The Home Valuation Code of Conduct unveiled by Freddie Mac and Fannie Mae in 2008 significantly increased regulatory compliance in the home appraisal industry and was soon incorporated into Dodd-Frank. The provision ultimately eliminates the ability of loan officers to directly interact with appraisers, thereby removing the potential for fraud, Mission Mortgage of Texas, Inc., reports.
Under the new rules, lenders and agents are required to go through a third-party company to find an appraiser. Appraisers are often hired by appraiser management companies that serve as a liaison between the buyer and lender, and those companies try to maximize profits by hiring cheaper appraisers, according to Tampa Bay Times.

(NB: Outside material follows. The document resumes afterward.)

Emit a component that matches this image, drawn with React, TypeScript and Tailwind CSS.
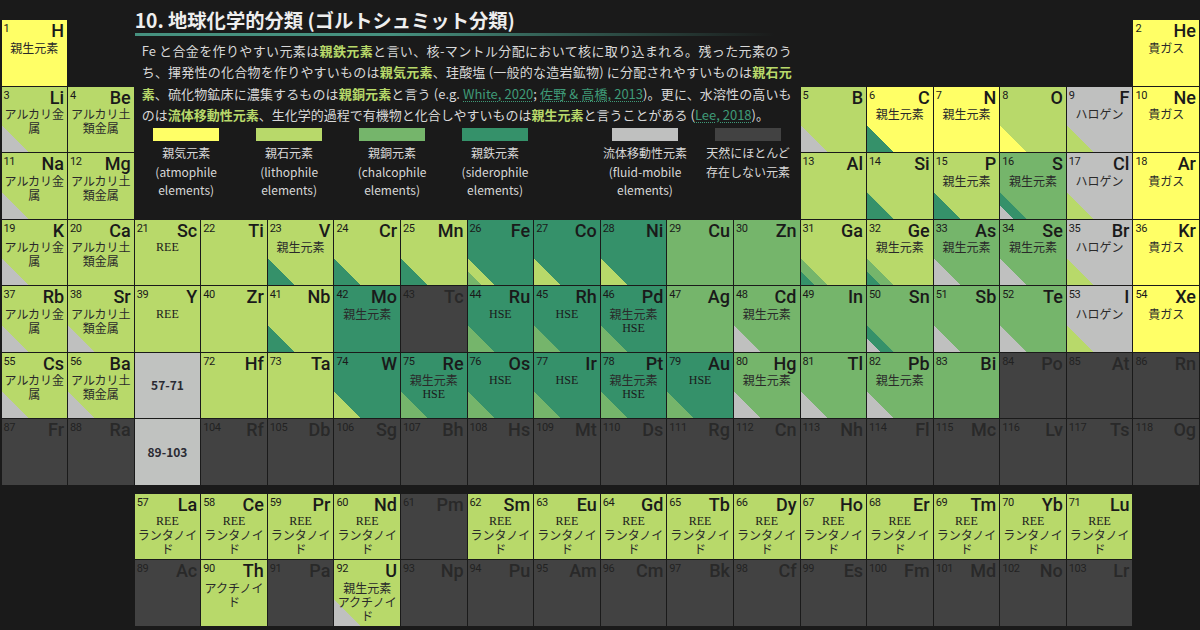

Frank Gregoire, the former chairman of the Florida Real Estate Appraisal Board and the appraisal committee for the National Association of Realtors, said that the appraisers are often ill-trained and unfamiliar with the local housing market. As a result, homeowners are often forced to renegotiate or cancel a home sale price.
“Buyers don’t expect the appraiser to just rubber stamp the sale price,” Gregoire, who testified during Thursday’s House subcommittee hearing on the impact of appraisal regulations on the housing market, said, Tampa Bay Times reports. “They want a good, honest objective appraisal by somebody that has the necessary qualifications to do a credible job.”